------ Input

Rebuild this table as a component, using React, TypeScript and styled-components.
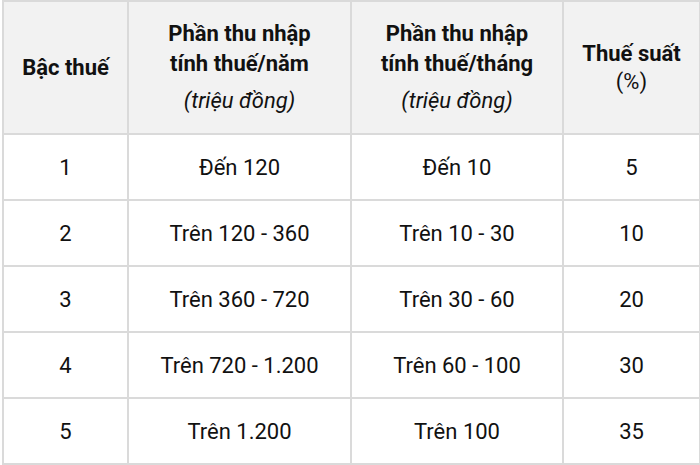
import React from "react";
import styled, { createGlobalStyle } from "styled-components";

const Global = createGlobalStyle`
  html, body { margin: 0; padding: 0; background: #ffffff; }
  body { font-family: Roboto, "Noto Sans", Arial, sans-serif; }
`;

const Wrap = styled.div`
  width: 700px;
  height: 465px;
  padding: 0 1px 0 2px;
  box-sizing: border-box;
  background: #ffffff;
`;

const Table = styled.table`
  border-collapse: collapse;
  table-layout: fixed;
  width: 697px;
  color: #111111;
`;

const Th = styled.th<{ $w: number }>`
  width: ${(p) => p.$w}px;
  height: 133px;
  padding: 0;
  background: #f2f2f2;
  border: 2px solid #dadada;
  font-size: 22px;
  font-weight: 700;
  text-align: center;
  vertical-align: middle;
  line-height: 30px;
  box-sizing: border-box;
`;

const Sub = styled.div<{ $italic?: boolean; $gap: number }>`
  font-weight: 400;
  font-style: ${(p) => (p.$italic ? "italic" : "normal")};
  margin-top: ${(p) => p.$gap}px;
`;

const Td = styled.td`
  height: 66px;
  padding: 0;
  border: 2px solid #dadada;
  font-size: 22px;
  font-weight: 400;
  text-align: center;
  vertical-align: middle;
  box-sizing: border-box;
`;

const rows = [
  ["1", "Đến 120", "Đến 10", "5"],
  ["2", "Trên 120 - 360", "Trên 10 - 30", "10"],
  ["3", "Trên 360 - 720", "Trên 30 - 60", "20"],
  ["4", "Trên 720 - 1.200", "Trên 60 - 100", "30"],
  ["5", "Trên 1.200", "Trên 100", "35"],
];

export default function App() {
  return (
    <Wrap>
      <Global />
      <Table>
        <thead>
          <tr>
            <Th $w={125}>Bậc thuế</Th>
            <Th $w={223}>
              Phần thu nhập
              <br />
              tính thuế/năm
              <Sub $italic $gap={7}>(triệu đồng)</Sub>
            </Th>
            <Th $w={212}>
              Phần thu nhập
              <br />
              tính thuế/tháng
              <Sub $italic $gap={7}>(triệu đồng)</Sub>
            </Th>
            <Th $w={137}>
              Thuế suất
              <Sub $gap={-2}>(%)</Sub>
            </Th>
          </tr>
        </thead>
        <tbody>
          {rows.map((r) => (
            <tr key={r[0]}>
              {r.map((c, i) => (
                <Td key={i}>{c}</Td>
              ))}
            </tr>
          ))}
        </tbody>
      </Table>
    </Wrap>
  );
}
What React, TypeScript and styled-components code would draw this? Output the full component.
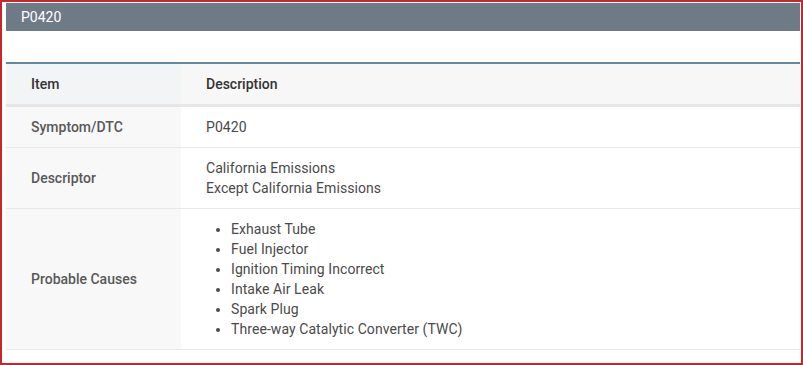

------------

What you need to do:
Transcribe every entry above exactly. Omit all pictures.

The completed task:
Rebuild this table as a component, using React, TypeScript and styled-components.
import React from "react";
import styled, { createGlobalStyle } from "styled-components";

const Global = createGlobalStyle`
  html, body { margin: 0; padding: 0; background: #ffffff; }
  body { font-family: Roboto, "Noto Sans", Arial, sans-serif; }
`;

const Wrap = styled.div`
  width: 700px;
  height: 465px;
  padding: 0 1px 0 2px;
  box-sizing: border-box;
  background: #ffffff;
`;

const Table = styled.table`
  border-collapse: collapse;
  table-layout: fixed;
  width: 697px;
  color: #111111;
`;

const Th = styled.th<{ $w: number }>`
  width: ${(p) => p.$w}px;
  height: 133px;
  padding: 0;
  background: #f2f2f2;
  border: 2px solid #dadada;
  font-size: 22px;
  font-weight: 700;
  text-align: center;
  vertical-align: middle;
  line-height: 30px;
  box-sizing: border-box;
`;

const Sub = styled.div<{ $italic?: boolean; $gap: number }>`
  font-weight: 400;
  font-style: ${(p) => (p.$italic ? "italic" : "normal")};
  margin-top: ${(p) => p.$gap}px;
`;

const Td = styled.td`
  height: 66px;
  padding: 0;
  border: 2px solid #dadada;
  font-size: 22px;
  font-weight: 400;
  text-align: center;
  vertical-align: middle;
  box-sizing: border-box;
`;

const rows = [
  ["1", "Đến 120", "Đến 10", "5"],
  ["2", "Trên 120 - 360", "Trên 10 - 30", "10"],
  ["3", "Trên 360 - 720", "Trên 30 - 60", "20"],
  ["4", "Trên 720 - 1.200", "Trên 60 - 100", "30"],
  ["5", "Trên 1.200", "Trên 100", "35"],
];

export default function App() {
  return (
    <Wrap>
      <Global />
      <Table>
        <thead>
          <tr>
            <Th $w={125}>Bậc thuế</Th>
            <Th $w={223}>
              Phần thu nhập
              <br />
              tính thuế/năm
              <Sub $italic $gap={7}>(triệu đồng)</Sub>
            </Th>
            <Th $w={212}>
              Phần thu nhập
              <br />
              tính thuế/tháng
              <Sub $italic $gap={7}>(triệu đồng)</Sub>
            </Th>
            <Th $w={137}>
              Thuế suất
              <Sub $gap={-2}>(%)</Sub>
            </Th>
          </tr>
        </thead>
        <tbody>
          {rows.map((r) => (
            <tr key={r[0]}>
              {r.map((c, i) => (
                <Td key={i}>{c}</Td>
              ))}
            </tr>
          ))}
        </tbody>
      </Table>
    </Wrap>
  );
}
What React, TypeScript and styled-components code would draw this? Output the full component.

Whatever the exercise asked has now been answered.